Instructions to follow - Write out each line beneath this one exactly as it reads.
================================
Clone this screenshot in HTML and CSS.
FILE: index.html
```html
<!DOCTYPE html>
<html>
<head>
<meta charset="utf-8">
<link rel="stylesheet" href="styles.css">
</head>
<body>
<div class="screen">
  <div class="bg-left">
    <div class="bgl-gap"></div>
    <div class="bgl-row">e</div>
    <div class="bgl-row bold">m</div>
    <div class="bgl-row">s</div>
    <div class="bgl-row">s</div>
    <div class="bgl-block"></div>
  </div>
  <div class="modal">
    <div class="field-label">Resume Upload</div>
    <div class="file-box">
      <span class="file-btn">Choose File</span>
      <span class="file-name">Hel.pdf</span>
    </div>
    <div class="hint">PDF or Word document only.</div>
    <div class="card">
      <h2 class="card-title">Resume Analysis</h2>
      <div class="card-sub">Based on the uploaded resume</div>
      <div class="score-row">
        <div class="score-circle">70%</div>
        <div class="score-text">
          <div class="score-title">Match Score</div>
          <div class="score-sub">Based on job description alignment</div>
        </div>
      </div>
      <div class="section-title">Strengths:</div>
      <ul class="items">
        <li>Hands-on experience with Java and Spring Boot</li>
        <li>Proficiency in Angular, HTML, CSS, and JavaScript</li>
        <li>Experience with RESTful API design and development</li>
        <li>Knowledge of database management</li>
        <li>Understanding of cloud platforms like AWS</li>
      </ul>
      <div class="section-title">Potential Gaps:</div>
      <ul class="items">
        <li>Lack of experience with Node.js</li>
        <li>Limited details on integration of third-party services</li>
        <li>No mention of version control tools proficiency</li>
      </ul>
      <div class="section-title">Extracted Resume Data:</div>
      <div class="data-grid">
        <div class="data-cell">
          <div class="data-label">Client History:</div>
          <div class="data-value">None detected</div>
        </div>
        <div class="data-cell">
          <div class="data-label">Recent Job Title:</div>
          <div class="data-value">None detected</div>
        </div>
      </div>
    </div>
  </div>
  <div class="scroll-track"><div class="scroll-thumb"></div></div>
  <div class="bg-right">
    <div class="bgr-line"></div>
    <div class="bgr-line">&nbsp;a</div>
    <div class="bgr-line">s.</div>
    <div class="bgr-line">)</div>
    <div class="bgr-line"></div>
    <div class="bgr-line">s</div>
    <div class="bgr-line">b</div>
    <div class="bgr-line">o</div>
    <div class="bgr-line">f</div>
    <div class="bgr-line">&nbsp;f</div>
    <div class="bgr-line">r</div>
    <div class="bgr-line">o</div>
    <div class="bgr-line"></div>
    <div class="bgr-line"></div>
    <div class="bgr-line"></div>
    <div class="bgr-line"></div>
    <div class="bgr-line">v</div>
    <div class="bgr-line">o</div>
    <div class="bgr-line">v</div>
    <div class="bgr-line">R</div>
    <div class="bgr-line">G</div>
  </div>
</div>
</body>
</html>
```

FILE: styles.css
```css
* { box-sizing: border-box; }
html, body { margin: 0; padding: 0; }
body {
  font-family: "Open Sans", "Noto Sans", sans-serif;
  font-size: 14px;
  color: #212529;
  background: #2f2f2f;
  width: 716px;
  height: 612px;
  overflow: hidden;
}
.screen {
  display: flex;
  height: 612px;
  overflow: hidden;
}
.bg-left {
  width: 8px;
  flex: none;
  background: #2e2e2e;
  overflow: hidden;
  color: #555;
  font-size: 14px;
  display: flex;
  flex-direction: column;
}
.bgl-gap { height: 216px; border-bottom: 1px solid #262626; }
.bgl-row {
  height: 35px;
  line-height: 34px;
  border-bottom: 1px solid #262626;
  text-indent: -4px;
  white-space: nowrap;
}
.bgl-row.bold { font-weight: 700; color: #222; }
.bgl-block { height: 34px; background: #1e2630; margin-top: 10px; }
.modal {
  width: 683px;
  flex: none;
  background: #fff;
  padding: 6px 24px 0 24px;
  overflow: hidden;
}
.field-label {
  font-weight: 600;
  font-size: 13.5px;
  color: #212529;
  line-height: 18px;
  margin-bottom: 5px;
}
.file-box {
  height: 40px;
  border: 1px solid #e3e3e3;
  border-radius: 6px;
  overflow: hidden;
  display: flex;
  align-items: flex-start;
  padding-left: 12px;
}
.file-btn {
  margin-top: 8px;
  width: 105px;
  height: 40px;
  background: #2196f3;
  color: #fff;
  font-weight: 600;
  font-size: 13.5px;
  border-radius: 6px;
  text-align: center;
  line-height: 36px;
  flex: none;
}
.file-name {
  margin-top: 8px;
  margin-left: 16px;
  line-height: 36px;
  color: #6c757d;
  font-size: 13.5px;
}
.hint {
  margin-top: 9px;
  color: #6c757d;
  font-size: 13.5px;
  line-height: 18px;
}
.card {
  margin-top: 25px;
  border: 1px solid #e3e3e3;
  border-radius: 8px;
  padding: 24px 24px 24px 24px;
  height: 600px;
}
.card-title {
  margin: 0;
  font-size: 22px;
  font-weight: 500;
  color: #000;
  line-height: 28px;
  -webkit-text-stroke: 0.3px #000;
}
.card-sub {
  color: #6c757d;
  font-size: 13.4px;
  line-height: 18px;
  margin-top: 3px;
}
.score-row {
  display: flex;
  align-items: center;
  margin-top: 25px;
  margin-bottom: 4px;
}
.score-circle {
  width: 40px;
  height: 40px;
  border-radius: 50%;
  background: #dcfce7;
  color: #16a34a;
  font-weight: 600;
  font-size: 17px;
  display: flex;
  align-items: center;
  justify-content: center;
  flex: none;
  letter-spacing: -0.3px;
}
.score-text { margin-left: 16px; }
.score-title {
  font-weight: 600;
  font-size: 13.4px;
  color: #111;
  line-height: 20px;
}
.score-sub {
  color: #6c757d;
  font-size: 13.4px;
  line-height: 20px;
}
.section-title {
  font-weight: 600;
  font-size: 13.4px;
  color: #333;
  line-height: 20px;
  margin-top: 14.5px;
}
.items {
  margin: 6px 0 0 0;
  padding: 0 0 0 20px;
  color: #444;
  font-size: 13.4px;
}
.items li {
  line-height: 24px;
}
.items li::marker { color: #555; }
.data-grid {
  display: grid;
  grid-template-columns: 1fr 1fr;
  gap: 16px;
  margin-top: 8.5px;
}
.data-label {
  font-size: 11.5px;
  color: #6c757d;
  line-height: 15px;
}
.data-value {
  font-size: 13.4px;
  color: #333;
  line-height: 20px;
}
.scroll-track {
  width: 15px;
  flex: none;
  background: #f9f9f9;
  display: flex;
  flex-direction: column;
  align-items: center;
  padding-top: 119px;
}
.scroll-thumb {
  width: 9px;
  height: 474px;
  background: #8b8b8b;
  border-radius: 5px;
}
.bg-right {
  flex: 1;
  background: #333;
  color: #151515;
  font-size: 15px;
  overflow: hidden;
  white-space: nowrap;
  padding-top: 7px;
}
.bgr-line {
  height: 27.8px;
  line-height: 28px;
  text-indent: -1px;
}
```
================================
Solution to the problem -
Clone this screenshot in HTML and CSS.
FILE: index.html
```html
<!DOCTYPE html>
<html>
<head>
<meta charset="utf-8">
<link rel="stylesheet" href="styles.css">
</head>
<body>
<div class="screen">
  <div class="bg-left">
    <div class="bgl-gap"></div>
    <div class="bgl-row">e</div>
    <div class="bgl-row bold">m</div>
    <div class="bgl-row">s</div>
    <div class="bgl-row">s</div>
    <div class="bgl-block"></div>
  </div>
  <div class="modal">
    <div class="field-label">Resume Upload</div>
    <div class="file-box">
      <span class="file-btn">Choose File</span>
      <span class="file-name">Hel.pdf</span>
    </div>
    <div class="hint">PDF or Word document only.</div>
    <div class="card">
      <h2 class="card-title">Resume Analysis</h2>
      <div class="card-sub">Based on the uploaded resume</div>
      <div class="score-row">
        <div class="score-circle">70%</div>
        <div class="score-text">
          <div class="score-title">Match Score</div>
          <div class="score-sub">Based on job description alignment</div>
        </div>
      </div>
      <div class="section-title">Strengths:</div>
      <ul class="items">
        <li>Hands-on experience with Java and Spring Boot</li>
        <li>Proficiency in Angular, HTML, CSS, and JavaScript</li>
        <li>Experience with RESTful API design and development</li>
        <li>Knowledge of database management</li>
        <li>Understanding of cloud platforms like AWS</li>
      </ul>
      <div class="section-title">Potential Gaps:</div>
      <ul class="items">
        <li>Lack of experience with Node.js</li>
        <li>Limited details on integration of third-party services</li>
        <li>No mention of version control tools proficiency</li>
      </ul>
      <div class="section-title">Extracted Resume Data:</div>
      <div class="data-grid">
        <div class="data-cell">
          <div class="data-label">Client History:</div>
          <div class="data-value">None detected</div>
        </div>
        <div class="data-cell">
          <div class="data-label">Recent Job Title:</div>
          <div class="data-value">None detected</div>
        </div>
      </div>
    </div>
  </div>
  <div class="scroll-track"><div class="scroll-thumb"></div></div>
  <div class="bg-right">
    <div class="bgr-line"></div>
    <div class="bgr-line">&nbsp;a</div>
    <div class="bgr-line">s.</div>
    <div class="bgr-line">)</div>
    <div class="bgr-line"></div>
    <div class="bgr-line">s</div>
    <div class="bgr-line">b</div>
    <div class="bgr-line">o</div>
    <div class="bgr-line">f</div>
    <div class="bgr-line">&nbsp;f</div>
    <div class="bgr-line">r</div>
    <div class="bgr-line">o</div>
    <div class="bgr-line"></div>
    <div class="bgr-line"></div>
    <div class="bgr-line"></div>
    <div class="bgr-line"></div>
    <div class="bgr-line">v</div>
    <div class="bgr-line">o</div>
    <div class="bgr-line">v</div>
    <div class="bgr-line">R</div>
    <div class="bgr-line">G</div>
  </div>
</div>
</body>
</html>
```

FILE: styles.css
```css
* { box-sizing: border-box; }
html, body { margin: 0; padding: 0; }
body {
  font-family: "Open Sans", "Noto Sans", sans-serif;
  font-size: 14px;
  color: #212529;
  background: #2f2f2f;
  width: 716px;
  height: 612px;
  overflow: hidden;
}
.screen {
  display: flex;
  height: 612px;
  overflow: hidden;
}
.bg-left {
  width: 8px;
  flex: none;
  background: #2e2e2e;
  overflow: hidden;
  color: #555;
  font-size: 14px;
  display: flex;
  flex-direction: column;
}
.bgl-gap { height: 216px; border-bottom: 1px solid #262626; }
.bgl-row {
  height: 35px;
  line-height: 34px;
  border-bottom: 1px solid #262626;
  text-indent: -4px;
  white-space: nowrap;
}
.bgl-row.bold { font-weight: 700; color: #222; }
.bgl-block { height: 34px; background: #1e2630; margin-top: 10px; }
.modal {
  width: 683px;
  flex: none;
  background: #fff;
  padding: 6px 24px 0 24px;
  overflow: hidden;
}
.field-label {
  font-weight: 600;
  font-size: 13.5px;
  color: #212529;
  line-height: 18px;
  margin-bottom: 5px;
}
.file-box {
  height: 40px;
  border: 1px solid #e3e3e3;
  border-radius: 6px;
  overflow: hidden;
  display: flex;
  align-items: flex-start;
  padding-left: 12px;
}
.file-btn {
  margin-top: 8px;
  width: 105px;
  height: 40px;
  background: #2196f3;
  color: #fff;
  font-weight: 600;
  font-size: 13.5px;
  border-radius: 6px;
  text-align: center;
  line-height: 36px;
  flex: none;
}
.file-name {
  margin-top: 8px;
  margin-left: 16px;
  line-height: 36px;
  color: #6c757d;
  font-size: 13.5px;
}
.hint {
  margin-top: 9px;
  color: #6c757d;
  font-size: 13.5px;
  line-height: 18px;
}
.card {
  margin-top: 25px;
  border: 1px solid #e3e3e3;
  border-radius: 8px;
  padding: 24px 24px 24px 24px;
  height: 600px;
}
.card-title {
  margin: 0;
  font-size: 22px;
  font-weight: 500;
  color: #000;
  line-height: 28px;
  -webkit-text-stroke: 0.3px #000;
}
.card-sub {
  color: #6c757d;
  font-size: 13.4px;
  line-height: 18px;
  margin-top: 3px;
}
.score-row {
  display: flex;
  align-items: center;
  margin-top: 25px;
  margin-bottom: 4px;
}
.score-circle {
  width: 40px;
  height: 40px;
  border-radius: 50%;
  background: #dcfce7;
  color: #16a34a;
  font-weight: 600;
  font-size: 17px;
  display: flex;
  align-items: center;
  justify-content: center;
  flex: none;
  letter-spacing: -0.3px;
}
.score-text { margin-left: 16px; }
.score-title {
  font-weight: 600;
  font-size: 13.4px;
  color: #111;
  line-height: 20px;
}
.score-sub {
  color: #6c757d;
  font-size: 13.4px;
  line-height: 20px;
}
.section-title {
  font-weight: 600;
  font-size: 13.4px;
  color: #333;
  line-height: 20px;
  margin-top: 14.5px;
}
.items {
  margin: 6px 0 0 0;
  padding: 0 0 0 20px;
  color: #444;
  font-size: 13.4px;
}
.items li {
  line-height: 24px;
}
.items li::marker { color: #555; }
.data-grid {
  display: grid;
  grid-template-columns: 1fr 1fr;
  gap: 16px;
  margin-top: 8.5px;
}
.data-label {
  font-size: 11.5px;
  color: #6c757d;
  line-height: 15px;
}
.data-value {
  font-size: 13.4px;
  color: #333;
  line-height: 20px;
}
.scroll-track {
  width: 15px;
  flex: none;
  background: #f9f9f9;
  display: flex;
  flex-direction: column;
  align-items: center;
  padding-top: 119px;
}
.scroll-thumb {
  width: 9px;
  height: 474px;
  background: #8b8b8b;
  border-radius: 5px;
}
.bg-right {
  flex: 1;
  background: #333;
  color: #151515;
  font-size: 15px;
  overflow: hidden;
  white-space: nowrap;
  padding-top: 7px;
}
.bgr-line {
  height: 27.8px;
  line-height: 28px;
  text-indent: -1px;
}
```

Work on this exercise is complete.